We are back at the campsite a bit late for lunch and we decide to walk into the protected area of the island, to see the famous Isola dei Conigli (rabbits). The place is breathtaking. Arriving from land the view is open on a turquoise crystal water and a pink-yellow beach rounded by white layered limestone walls. And the little island of the rabbits seems to be there to protect the beach from the south-west swell. This beach is so special that sea turtles come here year after year to bury their eggs. We watch the sunset and come back to finish the day with a pizza and cold beers.

In the morning we are waiting the opening of the ticket office for the ferry to Linosa. But the bad news is that the ferry will not reach the islands this sunday. After some minutes of confusion we are back at the campsite talking about maps, charts and GPS.

The afternoon is dedicated to more land exploring and the evening to a fish barbecue. All are happy, even if Linosa, the island of sea turtles and dolphins, will wait for another trip in these african waters.


Island of Lampedusa - day one

South, 110 nautical miles off-shore, there is the 9 km long island of Lampedusa, a layered limestone fragment of the African plate, emerging from the Sicily Channel sea floor.

At the end of March we land in the island after a night spent into the ferry from Porto Empedocle. The weather forecast was advising prevailing winds from SSW in the morning, rotating at NE in the afternoon, so we choose to go straight to paddle along the northern cliffs of the island. The layered limestone and sandstone succession is full of caves at different levels and in some points it is over 100 meters high. Sea gulls seem the only animals able to live here.

Exploring all the caves we encounter, after hours of paddling and before the end of the cliffs, we found a deep sea cave at the end of which is possible to land and have a restoring lunch and some stretching. Than we go on, with only three hours of daylight remaining.

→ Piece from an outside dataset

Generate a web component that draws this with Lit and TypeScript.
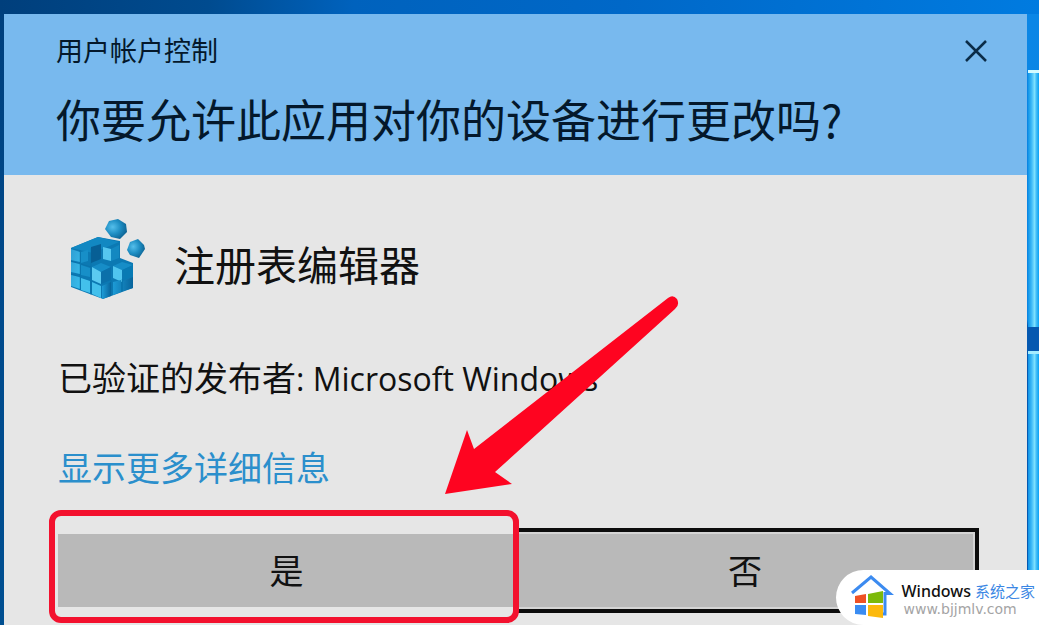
import { LitElement, html, css } from "lit";
import { customElement } from "lit/decorators.js";

@customElement("registry-icon")
class RegistryIcon extends LitElement {
  static styles = css`
    :host { display: block; width: 80px; height: 84px; }
    svg { display: block; width: 100%; height: 100%; }
  `;
  render() {
    return html`<svg viewBox="0 0 80 84" aria-hidden="true">
      <defs>
        <linearGradient id="l" x1="0" y1="0" x2="1" y2="1"><stop offset="0" stop-color="#2f9fd4" /><stop offset="1" stop-color="#39bdec" /></linearGradient>
        <linearGradient id="r" x1="0" y1="0" x2="1" y2="0"><stop offset="0" stop-color="#1d9bd6" /><stop offset="1" stop-color="#08649c" /></linearGradient>
        <radialGradient id="s" cx=".35" cy=".4" r=".7"><stop offset="0" stop-color="#55bfeb" /><stop offset=".5" stop-color="#1f8fc4" /><stop offset="1" stop-color="#0b5f8f" /></radialGradient>
      </defs>
      <path d="M3 29 30 18 52 22V39L65 44V69L35 80 3 68Z" fill="#0c79b3" />
      <path d="M3 29 30 18 51 23 25 34Z" fill="#1288c2" />
      <path d="M3 30 12 33V43L3 41ZM3 43 12 45V55L3 53ZM3 56 12 58V70L3 67Z" fill="url(#l)" />
      <path d="M13 33 20 31V42L13 44ZM13 46 22 49V58L13 56Z" fill="#178fc8" />
      <path d="M23 28 33 25V40L23 44Z" fill="#075f95" />
      <path d="M35 28 43 30V42L35 40Z" fill="#55c6ef" />
      <path d="M43 30 51 26V39L43 42Z" fill="#1388c1" />
      <path d="M24 48 33 44 43 48 33 53Z" fill="#168dc7" />
      <path d="M24 48 33 53V65L24 61Z" fill="#5bcaf1" />
      <path d="M33 53 43 48V61L33 65Z" fill="#0b70aa" />
      <path d="M45 47 54 43 65 46 54 51Z" fill="#168dc7" />
      <path d="M45 47 54 51V63L45 59Z" fill="#50c5ef" />
      <path d="M55 51 65 46V57L55 61Z" fill="#087ab4" />
      <path d="M13 59 22 62V74L13 71ZM24 63 33 67V79L24 75Z" fill="#43c0ec" />
      <path d="M34 67 43 63V77L34 80Z" fill="url(#r)" />
      <path d="M45 63 53 61V73L45 76ZM55 62 65 58V69L55 72Z" fill="url(#r)" />
      <path d="M12 31V71M23 29V76M43 61V77M54 60V73M13 45 23 48M3 42 12 45M3 55 12 58" stroke="#07679d" stroke-opacity=".35" fill="none" />
      <path d="M41 2 50 0 58 5 59 13 52 20 43 18 37 10Z" fill="url(#s)" />
      <path d="M62 23 70 20 76 26 77 30 71 39 62 36 59 31Z" fill="url(#s)" />
    </svg>`;
  }
}

@customElement("site-badge")
class SiteBadge extends LitElement {
  static styles = css`
    :host {
      display: flex;
      align-items: center;
      gap: 8px;
      box-sizing: border-box;
      height: 55px;
      padding: 0 4px 0 14px;
      background: #fff;
      border-radius: 28px 0 0 28px;
      white-space: nowrap;
    }
    svg { flex: none; width: 44px; height: 46px; }
    .text { display: flex; flex-direction: column; }
    .name { display: flex; align-items: baseline; gap: 4px; font: 500 16px/22px "Noto Sans", sans-serif; color: #111; }
    .cn { font: 400 15px/22px "Noto Sans CJK SC", sans-serif; color: #3b87e4; }
    .url { padding-left: 2px; font: 14px/14px "DejaVu Sans", sans-serif; color: #a4a4a4; }
  `;
  render() {
    return html`
      <svg viewBox="0 0 44 46" aria-hidden="true">
        <path d="M2 18 21 2 40 18.500H35V39H30" fill="none" stroke="#3c8bf0" stroke-width="3" />
        <path d="M5 21 16 19V28H5Z" fill="#ef5124" />
        <path d="M18 19 33 16V28H18Z" fill="#7cb90a" />
        <path d="M5 30H16V40L5 39Z" fill="#3a8cf2" />
        <path d="M18 30H33V43L18 41Z" fill="#fcb90c" />
      </svg>
      <div class="text">
        <span class="name"><span>Windows</span><span class="cn">系统之家</span></span>
        <span class="url">www.bjjmlv.com</span>
      </div>`;
  }
}

@customElement("app-root")
class AppRoot extends LitElement {
  static styles = css`
    :host {
      display: grid;
      grid-template-columns: minmax(0, 1fr) 12px;
      position: relative;
      box-sizing: border-box;
      min-height: 100vh;
      padding: 14px 0 0 4px;
      overflow: hidden;
      background:
        linear-gradient(90deg, #003f7c, #004b8f 20%, #0062bd 34%, #0068c8 60%, #007be0) top / 100% 14px no-repeat,
        linear-gradient(#003f7c, #004a8c 50%, #004f91);
      font-family: "Noto Sans CJK SC", sans-serif;
      color: #111;
    }
    .dialog {
      display: flex;
      flex-direction: column;
      background: #e6e6e6;
    }
    header {
      display: flex;
      justify-content: space-between;
      align-items: flex-start;
      box-sizing: border-box;
      height: 161px;
      padding: 16px 38px 0 52px;
      background: #78b9ee;
      color: #04182b;
    }
    .caption { margin: 0; font-size: 27px; line-height: 40px; font-weight: 400; }
    h1 { margin: 17px 0 0; font-size: 45px; line-height: 64px; font-weight: 400; white-space: nowrap; }
    .close {
      display: block;
      width: 26px;
      height: 26px;
      margin-top: 8px;
      padding: 0;
      border: 0;
      background: none;
    }
    .close svg { display: block; width: 26px; height: 26px; }
    main { padding: 44px 48px 12px 54px; }
    .app { display: flex; align-items: center; gap: 26px; padding-left: 10px; }
    h2 { margin: 4px 0 0; font-size: 41px; line-height: 60px; font-weight: 400; }
    .publisher { margin: 50px 0 0; font-size: 34px; line-height: 48px; white-space: nowrap; }
    .latin { font-family: "Open Sans", sans-serif; font-size: 32px; }
    .more {
      display: block;
      width: fit-content;
      margin-top: 40px;
      font-size: 34px;
      line-height: 48px;
      color: #2b8fcc;
      text-decoration: none;
    }
    .actions { display: grid; grid-template-columns: 65fr 66fr; margin-top: 37px; }
    .slot { display: grid; position: relative; height: 85px; }
    .action {
      margin: 6px 0;
      padding: 0 0 2px;
      border: 0;
      background: #b9b9b9;
      color: #111;
      font: 400 34px/48px "Noto Sans CJK SC", sans-serif;
    }
    .action.focused {
      margin: 0;
      border: solid #0c0c0c;
      border-width: 4px 4px 4px 0;
      box-shadow: inset 0 0 0 2px #d4d4d4;
    }
    .highlight {
      position: absolute;
      inset: -18px -4px -10px -9px;
      border: 6px solid #f3112e;
      border-radius: 12px;
      z-index: 1;
    }
    .arrow {
      position: absolute;
      left: 440px;
      top: 290px;
      width: 245px;
      height: 210px;
    }
    .panes { display: flex; flex-direction: column; gap: 24px; padding-top: 56px; background: linear-gradient(#0a86e6, #0b86e2 50%, #0558b0 51%); }
    .pane {
      flex: 1;
      margin-left: 1px;
      background: linear-gradient(90deg, #0f92e6, #39b6f6 30%, #7fe2ff 60%, #45bff8 75%, #0aa0f2);
    }
    .pane:first-child { flex: none; height: 257px; border-top: 3px solid #d3fbff; box-sizing: border-box; }
    .pane:last-child { border-top: 3px solid #a4ecff; }
    site-badge { position: absolute; right: 0; bottom: 0; z-index: 2; }
  `;
  render() {
    return html`
      <section class="dialog" role="dialog" aria-labelledby="question">
        <header>
          <div>
            <p class="caption">用户帐户控制</p>
            <h1 id="question">你要允许此应用对你的设备进行更改吗?</h1>
          </div>
          <button class="close" aria-label="关闭">
            <svg viewBox="0 0 26 26"><path d="M3 3 23 23M23 3 3 23" stroke="#0b2c48" stroke-width="2.500" /></svg>
          </button>
        </header>
        <main>
          <div class="app">
            <registry-icon></registry-icon>
            <h2>注册表编辑器</h2>
          </div>
          <p class="publisher">已验证的发布者<span class="latin">: Microsoft Windows</span></p>
          <a class="more" href="#">显示更多详细信息</a>
          <div class="actions">
            <div class="slot"><button class="action">是</button><span class="highlight"></span></div>
            <div class="slot"><button class="action focused">否</button></div>
          </div>
        </main>
      </section>
      <div class="panes"><div class="pane"></div><div class="pane"></div></div>
      <svg class="arrow" viewBox="0 0 245 210" aria-hidden="true">
        <path d="M5 204 27 140 34 159 228 8Q233 4 237 9 240 15 235 19L55 182 72 194Z" fill="#fe0420" />
      </svg>
      <site-badge></site-badge>
    `;
  }
}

We spot the first dolphins at the western point of the island: two fins sliding into the waters. Than the coast is less high, with dry river V-valleys cutting the coast. The wind turn to NE early and we fight a bit when crossing little bays. The absolutely beautiful color of the water, the view of gorgeous beaches and the approaching of the end of the day don't slow down our peace and soon we land on the small beach of the campsite.
Guys can't believe the beauty and the serenity of the place. Hot showers, a cooking pasta competition between sicilian and american cookers and an red wine coming from the black grounds of Mount Etna give a perfect end to a beautiful paddling day.